Combinatorial Game Theory (08w5075)

Arriving in Banff, Alberta Sunday, January 20 and departing Friday January 25, 2008

Organizers

Michael Albert (University of Otago)

Elwyn Berlekamp (University of California, Berkeley)

(University of Minnesota)

(University of Alberta)

(Dalhousie University)

(Gustavus Adolphus College)

Objectives

The field is growing and is attracting the interest of more people.
There have been major workshops at MSRI in 1994 and 2000, Dagstuhl
in 2003, and BIRS in 2005. The MSRI and BIRS Workshops resulted in
three books: Games of No Chance, More Games of No Chance, and Games
of No Chance III. The latter includes twenty research papers, four
top-level surveys, and updated versions of the Unsolved Problems in- and the
Bibliography of- Combinatorial Games.
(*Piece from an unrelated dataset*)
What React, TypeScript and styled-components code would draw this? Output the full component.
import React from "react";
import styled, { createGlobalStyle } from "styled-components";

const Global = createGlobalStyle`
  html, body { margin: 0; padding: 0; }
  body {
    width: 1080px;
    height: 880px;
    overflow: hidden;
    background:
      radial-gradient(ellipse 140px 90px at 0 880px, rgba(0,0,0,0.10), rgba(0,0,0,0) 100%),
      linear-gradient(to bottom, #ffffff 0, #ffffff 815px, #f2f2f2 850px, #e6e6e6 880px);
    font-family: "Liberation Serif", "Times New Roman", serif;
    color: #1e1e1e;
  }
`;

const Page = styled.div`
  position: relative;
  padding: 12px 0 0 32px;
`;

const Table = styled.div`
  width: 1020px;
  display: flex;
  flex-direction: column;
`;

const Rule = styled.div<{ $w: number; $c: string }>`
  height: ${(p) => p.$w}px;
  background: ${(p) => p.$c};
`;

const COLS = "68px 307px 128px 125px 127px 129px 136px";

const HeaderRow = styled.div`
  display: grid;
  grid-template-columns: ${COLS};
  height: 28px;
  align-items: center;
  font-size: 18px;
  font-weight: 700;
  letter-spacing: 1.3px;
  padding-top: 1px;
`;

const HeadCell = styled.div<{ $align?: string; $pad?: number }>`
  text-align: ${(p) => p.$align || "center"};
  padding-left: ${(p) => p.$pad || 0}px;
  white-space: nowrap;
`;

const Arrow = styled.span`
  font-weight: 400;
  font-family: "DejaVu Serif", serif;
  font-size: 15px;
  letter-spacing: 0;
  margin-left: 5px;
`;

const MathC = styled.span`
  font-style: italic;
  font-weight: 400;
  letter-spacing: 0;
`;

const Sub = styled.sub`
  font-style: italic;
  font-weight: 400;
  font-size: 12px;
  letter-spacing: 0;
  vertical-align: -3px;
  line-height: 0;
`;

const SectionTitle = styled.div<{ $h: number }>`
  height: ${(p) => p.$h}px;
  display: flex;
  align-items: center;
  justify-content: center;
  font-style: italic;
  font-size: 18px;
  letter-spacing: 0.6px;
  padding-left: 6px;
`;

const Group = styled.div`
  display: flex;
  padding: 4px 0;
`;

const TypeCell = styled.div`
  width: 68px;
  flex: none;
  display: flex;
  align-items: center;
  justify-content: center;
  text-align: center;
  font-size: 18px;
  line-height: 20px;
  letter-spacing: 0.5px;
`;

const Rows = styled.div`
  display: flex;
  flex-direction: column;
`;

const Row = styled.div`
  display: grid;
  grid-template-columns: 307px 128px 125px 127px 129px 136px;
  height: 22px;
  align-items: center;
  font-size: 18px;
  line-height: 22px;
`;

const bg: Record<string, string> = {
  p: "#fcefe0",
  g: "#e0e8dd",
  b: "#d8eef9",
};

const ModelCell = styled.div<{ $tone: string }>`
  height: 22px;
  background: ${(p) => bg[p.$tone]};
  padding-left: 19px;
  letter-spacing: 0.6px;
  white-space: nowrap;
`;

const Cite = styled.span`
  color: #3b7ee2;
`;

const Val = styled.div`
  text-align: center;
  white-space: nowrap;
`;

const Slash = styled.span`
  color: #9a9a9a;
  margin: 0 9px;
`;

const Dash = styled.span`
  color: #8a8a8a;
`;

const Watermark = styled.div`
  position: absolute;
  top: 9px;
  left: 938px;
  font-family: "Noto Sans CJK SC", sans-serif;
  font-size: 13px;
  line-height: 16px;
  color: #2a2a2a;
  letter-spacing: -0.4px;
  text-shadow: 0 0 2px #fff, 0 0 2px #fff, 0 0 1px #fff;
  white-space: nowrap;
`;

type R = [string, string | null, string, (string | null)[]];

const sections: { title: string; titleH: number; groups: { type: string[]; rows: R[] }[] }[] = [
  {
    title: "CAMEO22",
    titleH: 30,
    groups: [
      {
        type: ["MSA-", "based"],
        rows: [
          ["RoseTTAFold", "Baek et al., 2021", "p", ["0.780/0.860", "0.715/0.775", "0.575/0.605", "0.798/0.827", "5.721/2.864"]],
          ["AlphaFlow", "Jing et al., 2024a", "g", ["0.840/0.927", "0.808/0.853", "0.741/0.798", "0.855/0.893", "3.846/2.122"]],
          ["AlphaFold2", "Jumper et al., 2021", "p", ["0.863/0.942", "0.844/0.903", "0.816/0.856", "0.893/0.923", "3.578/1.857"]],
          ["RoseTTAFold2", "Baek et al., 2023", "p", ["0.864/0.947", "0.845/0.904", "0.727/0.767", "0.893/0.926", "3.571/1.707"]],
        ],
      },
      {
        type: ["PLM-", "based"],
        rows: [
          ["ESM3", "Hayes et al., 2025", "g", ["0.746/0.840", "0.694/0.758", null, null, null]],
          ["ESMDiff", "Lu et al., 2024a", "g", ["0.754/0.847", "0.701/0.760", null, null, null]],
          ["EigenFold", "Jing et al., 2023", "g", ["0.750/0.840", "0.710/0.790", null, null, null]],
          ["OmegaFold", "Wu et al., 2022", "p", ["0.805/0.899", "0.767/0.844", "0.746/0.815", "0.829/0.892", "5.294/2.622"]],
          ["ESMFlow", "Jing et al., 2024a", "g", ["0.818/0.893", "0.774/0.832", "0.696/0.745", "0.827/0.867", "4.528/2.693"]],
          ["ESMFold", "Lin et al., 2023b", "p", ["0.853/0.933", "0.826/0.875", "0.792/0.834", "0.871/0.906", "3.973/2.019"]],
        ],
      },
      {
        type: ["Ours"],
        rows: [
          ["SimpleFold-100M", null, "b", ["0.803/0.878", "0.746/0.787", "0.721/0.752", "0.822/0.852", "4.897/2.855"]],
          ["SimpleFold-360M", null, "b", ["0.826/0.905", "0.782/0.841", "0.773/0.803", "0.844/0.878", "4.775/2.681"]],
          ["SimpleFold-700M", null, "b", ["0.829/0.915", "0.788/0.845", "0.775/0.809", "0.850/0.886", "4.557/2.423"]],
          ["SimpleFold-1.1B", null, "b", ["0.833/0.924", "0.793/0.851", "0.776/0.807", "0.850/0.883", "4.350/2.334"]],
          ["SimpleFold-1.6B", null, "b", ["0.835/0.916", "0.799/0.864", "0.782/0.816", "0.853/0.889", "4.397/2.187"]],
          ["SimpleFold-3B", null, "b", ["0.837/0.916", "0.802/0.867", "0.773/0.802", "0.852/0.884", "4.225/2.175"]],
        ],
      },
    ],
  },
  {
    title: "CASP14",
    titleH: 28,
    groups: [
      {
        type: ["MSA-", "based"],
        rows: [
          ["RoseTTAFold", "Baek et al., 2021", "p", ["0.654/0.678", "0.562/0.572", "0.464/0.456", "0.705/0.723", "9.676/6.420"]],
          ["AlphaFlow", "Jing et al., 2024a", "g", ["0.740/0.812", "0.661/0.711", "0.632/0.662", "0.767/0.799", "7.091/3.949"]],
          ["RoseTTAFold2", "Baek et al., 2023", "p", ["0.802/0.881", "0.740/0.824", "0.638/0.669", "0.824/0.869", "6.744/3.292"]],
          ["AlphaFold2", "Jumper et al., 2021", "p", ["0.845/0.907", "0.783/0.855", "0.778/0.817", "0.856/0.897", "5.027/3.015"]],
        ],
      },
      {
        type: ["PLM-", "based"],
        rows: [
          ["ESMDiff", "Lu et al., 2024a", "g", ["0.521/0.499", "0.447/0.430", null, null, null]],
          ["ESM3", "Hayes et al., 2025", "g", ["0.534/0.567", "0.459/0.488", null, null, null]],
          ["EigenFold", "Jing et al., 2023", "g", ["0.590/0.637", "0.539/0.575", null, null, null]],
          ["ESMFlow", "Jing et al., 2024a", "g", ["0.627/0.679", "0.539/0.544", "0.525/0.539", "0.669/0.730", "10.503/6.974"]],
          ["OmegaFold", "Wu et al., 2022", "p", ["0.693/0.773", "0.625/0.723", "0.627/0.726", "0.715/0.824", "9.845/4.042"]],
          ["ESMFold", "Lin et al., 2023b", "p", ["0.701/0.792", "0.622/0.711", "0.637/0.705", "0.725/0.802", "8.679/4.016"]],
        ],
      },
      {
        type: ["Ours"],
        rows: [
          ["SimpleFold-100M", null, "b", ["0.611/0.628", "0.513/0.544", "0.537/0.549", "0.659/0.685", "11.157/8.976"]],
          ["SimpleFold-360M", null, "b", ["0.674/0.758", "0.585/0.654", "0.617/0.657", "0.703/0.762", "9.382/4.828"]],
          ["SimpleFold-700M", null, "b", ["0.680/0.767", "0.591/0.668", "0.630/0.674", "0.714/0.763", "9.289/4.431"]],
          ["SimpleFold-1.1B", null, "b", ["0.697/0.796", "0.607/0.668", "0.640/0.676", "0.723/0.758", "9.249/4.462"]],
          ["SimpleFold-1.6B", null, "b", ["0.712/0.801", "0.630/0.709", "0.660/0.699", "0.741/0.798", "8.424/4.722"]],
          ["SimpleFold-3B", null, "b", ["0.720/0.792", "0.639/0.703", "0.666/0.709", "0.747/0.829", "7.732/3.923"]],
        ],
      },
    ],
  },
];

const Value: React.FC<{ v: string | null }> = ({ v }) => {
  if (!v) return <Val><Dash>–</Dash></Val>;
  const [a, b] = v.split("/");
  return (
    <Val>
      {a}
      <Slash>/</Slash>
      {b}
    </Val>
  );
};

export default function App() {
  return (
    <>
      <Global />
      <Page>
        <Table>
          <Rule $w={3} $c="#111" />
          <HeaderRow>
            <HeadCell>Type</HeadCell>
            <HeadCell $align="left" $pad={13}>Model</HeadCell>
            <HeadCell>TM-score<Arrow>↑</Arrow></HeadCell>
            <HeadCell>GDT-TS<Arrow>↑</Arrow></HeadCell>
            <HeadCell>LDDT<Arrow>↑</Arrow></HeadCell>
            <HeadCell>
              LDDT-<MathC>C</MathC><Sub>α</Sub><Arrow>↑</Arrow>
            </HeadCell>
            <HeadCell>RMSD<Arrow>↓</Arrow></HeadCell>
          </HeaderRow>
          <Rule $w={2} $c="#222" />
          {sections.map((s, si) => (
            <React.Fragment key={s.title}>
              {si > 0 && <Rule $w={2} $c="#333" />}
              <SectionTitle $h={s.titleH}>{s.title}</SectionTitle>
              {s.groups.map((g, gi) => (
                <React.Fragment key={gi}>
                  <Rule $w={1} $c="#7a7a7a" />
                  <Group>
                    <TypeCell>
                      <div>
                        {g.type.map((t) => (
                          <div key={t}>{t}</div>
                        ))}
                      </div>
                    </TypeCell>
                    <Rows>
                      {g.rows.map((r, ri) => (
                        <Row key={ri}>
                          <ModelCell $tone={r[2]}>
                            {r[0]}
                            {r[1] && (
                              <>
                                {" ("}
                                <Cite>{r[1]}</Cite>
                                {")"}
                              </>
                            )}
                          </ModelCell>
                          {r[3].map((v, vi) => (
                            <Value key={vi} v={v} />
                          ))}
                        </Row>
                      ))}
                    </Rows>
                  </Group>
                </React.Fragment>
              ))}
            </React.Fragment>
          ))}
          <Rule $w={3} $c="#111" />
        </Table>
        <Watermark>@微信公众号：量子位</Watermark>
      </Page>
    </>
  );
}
The field is new and is growing.
Our call for a special volume of the Journal of Theoretical Computer
Science on results from the Dagstuhl workshop brought 26 submissions.
INTEGERS (started 2000) opened a special games section in 2002 and this
has had a steady stream of submissions.

There have been many important developments in the last few years
most of which were announced at the last BIRS meeting. The main
objectives of the proposed workshop are to air the new results
and to introduce new people and techniques to the area. Specifically:

1: Misère games. One major development is Plambeck's breakthrough
in the analysis of misère games (announced at BIRS 2005). He showed
that the solution to a misère game G can be described by its misère
quotient, a commutative monoid that encodes the additive structure
of G. Dr. Aaron Siegel has designed algorithms for computing misère
quotients, and together Plambeck and Siegel have begun to develop a
structure theory. A major thrust of this workshop would be to invite
and interact with algebraists. Dr. Ezra Miller has joined the
organizing committee for this reason and has already found several
interested algebraists.

2: Go is a hot topic and its analysis is expanding the theoretical
tools (Berlekamp, Fraser, Spight) as well as the algorithmic tools
(Mueller). The recently introduced (2005) game of Woodpush allows for
an analysis of ko-like situations without requiring the rest of the
structure of Go. At the last BIRS meeting, Dr Nakamura presented
his results showing that cooling by 2 points was essential to the
analysis of ‘races to capture’. Nakamura's results bear so many
resemblances to the atomic weight theory that there may be deeper
connections waiting to be discovered.

3: All-small games: recent analyses of Clobber, Cutthroat and
Dragover (Albert, Demaine x 2, Fleischer, Grossman, McCurdy,
Nowakowski, Wolfe), have suggested ways of expanding the atomic
weight theory. In addition, John Conway (2006) has suggested a
new representational theory that could greatly simplify the
canonical form representation of all-small games. Again, the
underlying algebraic structures pose interesting and challenging
questions.

4: Complexity issues: This is always an important topic. There are
groups at MIT (Demaine et al) and Weizmann Institute (Fraenkel) and
the University of Alberta GAMES group.